Showing posts with label Acute Illness. Show all posts
Showing posts with label Acute Illness. Show all posts

Friday, April 19, 2013

Sick Upon Sick






It sucks to be acutely ill on top of having a chronic illness.

But it is also in some ways liberating in that, you are, in some ways, in the same position as someone who isn’t chronically ill.  You get a cold or a cough or a sore throat (or all of the above) and you go to the doctor.  You can easily point out what’s wrong.  And usually doctors can usually pretty quickly figure out what’s going on. 

It can be very complicated, and yet, it can be so uncomplicated. 

Diagnosing the cold, flu, sinus infection, strep throat, and many other acute conditions, is so much easier than diagnosing illnesses like lupus and rheumatoid arthritis.

You leave the doctor with a plan, usually a rather simple one, and you feel better in a few days.

None of this try this awful treatment and it may or may not work.  Or it might pose a risk to your future children, but that’s just pennies in the grand scheme of things.

I am sick of being complicated. 

Sick of being sick.

Sick upon sick of being sick.

I wish every doctor’s appointment was in and out just like that.  But those are the exceptions rather than the rule. 
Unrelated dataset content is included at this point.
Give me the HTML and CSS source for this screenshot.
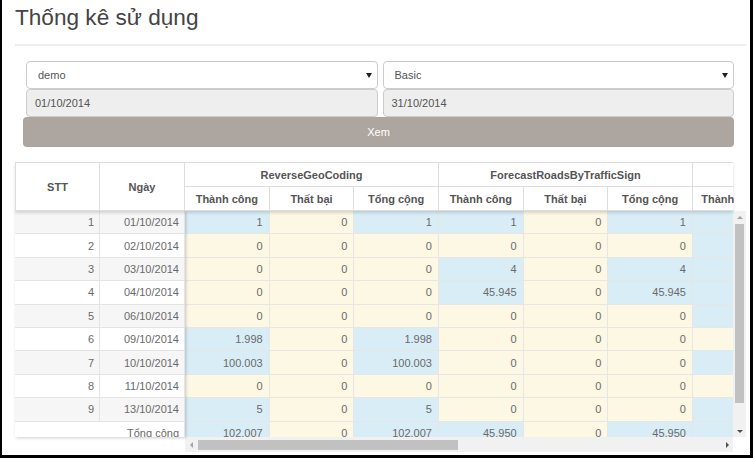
FILE: index.html
```html
<!DOCTYPE html>
<html lang="vi">
<head>
<meta charset="utf-8">
<title>Thống kê sử dụng</title>
<link rel="stylesheet" href="styles.css">
</head>
<body>
<div class="frame">
  <h1 class="title">Thống kê sử dụng</h1>
  <hr class="rule">
  <form class="filters">
    <div class="fields">
      <div class="select"><span>demo</span><span class="caret"></span></div>
      <div class="select"><span>Basic</span><span class="caret"></span></div>
      <div class="date">01/10/2014</div>
      <div class="date">31/10/2014</div>
    </div>
    <button type="button" class="btn">Xem</button>
  </form>

  <div class="dt">
    <div class="dt-head">
      <div class="head-fixed">
        <div class="hcell">STT</div>
        <div class="hcell">Ngày</div>
      </div>
      <div class="head-scroll">
        <div class="head-groups">
          <div class="hcell">ReverseGeoCoding</div>
          <div class="hcell">ForecastRoadsByTrafficSign</div>
          <div class="hcell">ForecastRoads</div>
        </div>
        <div class="head-subs">
          <div class="hcell">Thành công</div>
          <div class="hcell">Thất bại</div>
          <div class="hcell">Tổng cộng</div>
          <div class="hcell">Thành công</div>
          <div class="hcell">Thất bại</div>
          <div class="hcell">Tổng cộng</div>
          <div class="hcell">Thành công</div>
        </div>
      </div>
    </div>

    <div class="dt-body">
      <div class="body-fixed">
        <div class="frow odd"><div class="cell">1</div><div class="cell">01/10/2014</div></div>
        <div class="frow"><div class="cell">2</div><div class="cell">02/10/2014</div></div>
        <div class="frow odd"><div class="cell">3</div><div class="cell">03/10/2014</div></div>
        <div class="frow"><div class="cell">4</div><div class="cell">04/10/2014</div></div>
        <div class="frow odd"><div class="cell">5</div><div class="cell">06/10/2014</div></div>
        <div class="frow"><div class="cell">6</div><div class="cell">09/10/2014</div></div>
        <div class="frow odd"><div class="cell">7</div><div class="cell">10/10/2014</div></div>
        <div class="frow"><div class="cell">8</div><div class="cell">11/10/2014</div></div>
        <div class="frow odd"><div class="cell">9</div><div class="cell">13/10/2014</div></div>
        <div class="frow total"><div class="cell">Tổng cộng</div></div>
      </div>

      <div class="body-main">
        <div class="body-top">
          <div class="body-scroll">
            <div class="drow"><div class="cell info">1</div><div class="cell warn">0</div><div class="cell info">1</div><div class="cell info">1</div><div class="cell warn">0</div><div class="cell info">1</div><div class="cell info">12</div></div>
            <div class="drow"><div class="cell warn">0</div><div class="cell warn">0</div><div class="cell warn">0</div><div class="cell warn">0</div><div class="cell warn">0</div><div class="cell warn">0</div><div class="cell info">3</div></div>
            <div class="drow"><div class="cell warn">0</div><div class="cell warn">0</div><div class="cell warn">0</div><div class="cell info">4</div><div class="cell warn">0</div><div class="cell info">4</div><div class="cell info">7</div></div>
            <div class="drow"><div class="cell warn">0</div><div class="cell warn">0</div><div class="cell warn">0</div><div class="cell info">45.945</div><div class="cell warn">0</div><div class="cell info">45.945</div><div class="cell info">2</div></div>
            <div class="drow"><div class="cell warn">0</div><div class="cell warn">0</div><div class="cell warn">0</div><div class="cell warn">0</div><div class="cell warn">0</div><div class="cell warn">0</div><div class="cell info">5</div></div>
            <div class="drow"><div class="cell info">1.998</div><div class="cell warn">0</div><div class="cell info">1.998</div><div class="cell warn">0</div><div class="cell warn">0</div><div class="cell warn">0</div><div class="cell warn">0</div></div>
            <div class="drow"><div class="cell info">100.003</div><div class="cell warn">0</div><div class="cell info">100.003</div><div class="cell warn">0</div><div class="cell warn">0</div><div class="cell warn">0</div><div class="cell info">1</div></div>
            <div class="drow"><div class="cell warn">0</div><div class="cell warn">0</div><div class="cell warn">0</div><div class="cell warn">0</div><div class="cell warn">0</div><div class="cell warn">0</div><div class="cell warn">0</div></div>
            <div class="drow"><div class="cell info">5</div><div class="cell warn">0</div><div class="cell info">5</div><div class="cell warn">0</div><div class="cell warn">0</div><div class="cell warn">0</div><div class="cell info">4</div></div>
            <div class="drow"><div class="cell info">102.007</div><div class="cell warn">0</div><div class="cell info">102.007</div><div class="cell info">45.950</div><div class="cell warn">0</div><div class="cell info">45.950</div><div class="cell info">34</div></div>
          </div>
          <div class="vscroll">
            <div class="sb-btn"><span class="tri tri-up"></span></div>
            <div class="vthumb"></div>
            <div class="sb-space"></div>
            <div class="sb-btn"><span class="tri tri-down"></span></div>
          </div>
        </div>
        <div class="hscroll-row">
          <div class="hscroll">
            <div class="sb-btn"><span class="tri tri-left"></span></div>
            <div class="hthumb"></div>
            <div class="sb-space"></div>
            <div class="sb-btn"><span class="tri tri-right"></span></div>
          </div>
          <div class="corner"></div>
        </div>
      </div>
    </div>
  </div>
</div>
</body>
</html>
```

FILE: styles.css
```css
* { box-sizing: border-box; }
html, body { margin: 0; padding: 0; background: #fff; }
body {
  font-family: "Liberation Sans", Arial, sans-serif;
  font-size: 11px;
  color: #666;
}
.frame {
  width: 753px;
  height: 458px;
  border-left: 2px solid #000;
  border-right: 3px solid #000;
  border-bottom: 3px solid #000;
  padding: 0 4px 0 13px;
  overflow: hidden;
}
.title {
  margin: 3px 0 0;
  font-size: 22.6px;
  line-height: 30px;
  font-weight: normal;
  color: #444;
}
.rule {
  margin: 11px 0 0;
  border: 0;
  height: 2px;
  background: #eee;
}
.filters { margin: 15px 12px 0 8px; }
.fields {
  display: grid;
  grid-template-columns: 1fr 1fr;
  column-gap: 5px;
  margin-left: 3px;
}
.select {
  height: 28px;
  border: 1px solid #ccc;
  border-radius: 4px;
  background: #fff;
  display: flex;
  align-items: center;
  justify-content: space-between;
  padding: 0 5px 0 11px;
  color: #555;
}
.caret {
  width: 0;
  height: 0;
  border-left: 3px solid transparent;
  border-right: 3px solid transparent;
  border-top: 5px solid #222;
}
.date {
  height: 28px;
  border: 1px solid #ccc;
  border-radius: 4px;
  background: #eee;
  display: flex;
  align-items: center;
  padding: 0 8px;
  color: #555;
}
.btn {
  display: block;
  width: 100%;
  height: 30px;
  border: 0;
  border-radius: 4px;
  background: #ada59f;
  color: #fff;
  font: inherit;
  padding: 0;
}

/* table */
.dt { margin-top: 15px; }
.dt-head {
  display: flex;
  width: 718px;
  position: relative;
  z-index: 3;
  background: #fff;
  border-top: 1px solid #ddd;
  border-left: 1px solid #ddd;
  box-shadow: 0 2px 3px rgba(0,0,0,0.14);
}
.hcell {
  display: flex;
  align-items: center;
  justify-content: center;
  border-right: 1px solid #ddd;
  border-bottom: 1px solid #ddd;
  font-weight: bold;
  color: #555;
  white-space: nowrap;
  overflow: hidden;
}
.head-fixed {
  display: grid;
  grid-template-columns: 84px 85px;
  height: 48px;
  width: 169px;
  flex: none;
}
.head-scroll {
  width: 549px;
  overflow: hidden;
  flex: none;
}
.head-groups {
  display: grid;
  grid-template-columns: 254px 254px 254px;
  width: 800px;
  height: 24px;
}
.head-subs {
  display: grid;
  grid-template-columns: 84.67px 84.67px 84.66px 84.67px 84.67px 84.66px 80px;
  width: 800px;
  height: 24px;
}

.dt-body {
  display: flex;
  height: 241px;
}
.body-fixed {
  width: 170px;
  height: 226px;
  flex: none;
  overflow: hidden;
  position: relative;
  z-index: 2;
  background: #fff;
  box-shadow: 1px 1px 3px rgba(0,0,0,0.2);
}
.frow {
  display: grid;
  grid-template-columns: 85px 85px;
  height: 23.4px;
  background: #fff;
}
.frow.odd { background: #f6f6f6; }
.frow.total { grid-template-columns: 170px; }
.cell {
  display: flex;
  align-items: center;
  justify-content: flex-end;
  border-right: 1px solid #e4e4e4;
  border-bottom: 1px solid #e4e4e4;
  padding-right: 5px;
  white-space: nowrap;
  overflow: hidden;
  color: #6a6a6a;
}
.body-main {
  width: 561px;
  flex: none;
  display: flex;
  flex-direction: column;
}
.body-top {
  display: flex;
  height: 226px;
}
.body-scroll {
  width: 548px;
  overflow: hidden;
  flex: none;
}
.drow {
  display: grid;
  grid-template-columns: 84.67px 84.67px 84.66px 84.67px 84.67px 84.66px 80px;
  width: 800px;
  height: 23.4px;
}
.drow .cell { padding-right: 6px; border-color: #e6e6e6; }
.info { background: #d9edf7; }
.warn { background: #fcf8e3; }

.vscroll {
  width: 13px;
  flex: none;
  background: #f1f1f1;
  display: flex;
  flex-direction: column;
}
.sb-btn {
  flex: none;
  width: 13px;
  height: 12px;
  display: flex;
  align-items: center;
  justify-content: center;
}
.sb-space { flex: 1; }
.vthumb {
  flex: none;
  height: 179px;
  margin: 1px 2px 0 2px;
  background: #c1c1c1;
}
.hscroll-row { display: flex; height: 15px; }
.hscroll {
  width: 548px;
  flex: none;
  background: #f1f1f1;
  display: flex;
  align-items: center;
}
.hscroll .sb-btn { width: 12px; height: 15px; }
.hthumb {
  flex: none;
  width: 260px;
  height: 10px;
  margin-left: 1px;
  background: #c1c1c1;
}
.corner { width: 13px; background: #fff; }

.tri { width: 0; height: 0; }
.tri-up {
  border-left: 3px solid transparent;
  border-right: 3px solid transparent;
  border-bottom: 3px solid #a3a3a3;
}
.tri-down {
  border-left: 3px solid transparent;
  border-right: 3px solid transparent;
  border-top: 3px solid #505050;
}
.tri-left {
  border-top: 3px solid transparent;
  border-bottom: 3px solid transparent;
  border-right: 3px solid #a3a3a3;
}
.tri-right {
  border-top: 3px solid transparent;
  border-bottom: 3px solid transparent;
  border-left: 3px solid #505050;
}
```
And obviously, being chronically ill and acutely ill could mean that you are in danger of getting really sick from something that would only be a blip on the radar of a healthy person. 

And in reality, what would take a “normal”, healthy person two days to get over, took me over a week.

A cold is just a cold, but you have to be super-vigilant to make sure that it doesn’t morph into something worse.

It’s annoying when your system just can’t seem to shake something off.  It lingers.  It’s like enough already. 

You just want it to be gone, but then, even when you’ve been restored to your previous state of health, you aren’t healthy.  It’s great that you can be “cured” of acute ailments, but many ailments remain.  So unlike “normal”, healthy people, you continue to go to the doctor even once you are “well”, or at least, not acutely ill. 
 
And I do worry that when I go to student health for things like this, that they don’t understand how important it is to consider the whole picture.  It might work for healthy people to look at each acute health issue as being in isolation of everything else.  But for those of us who are chronically ill, it’s important that our usual health issues are considered when treating something acute.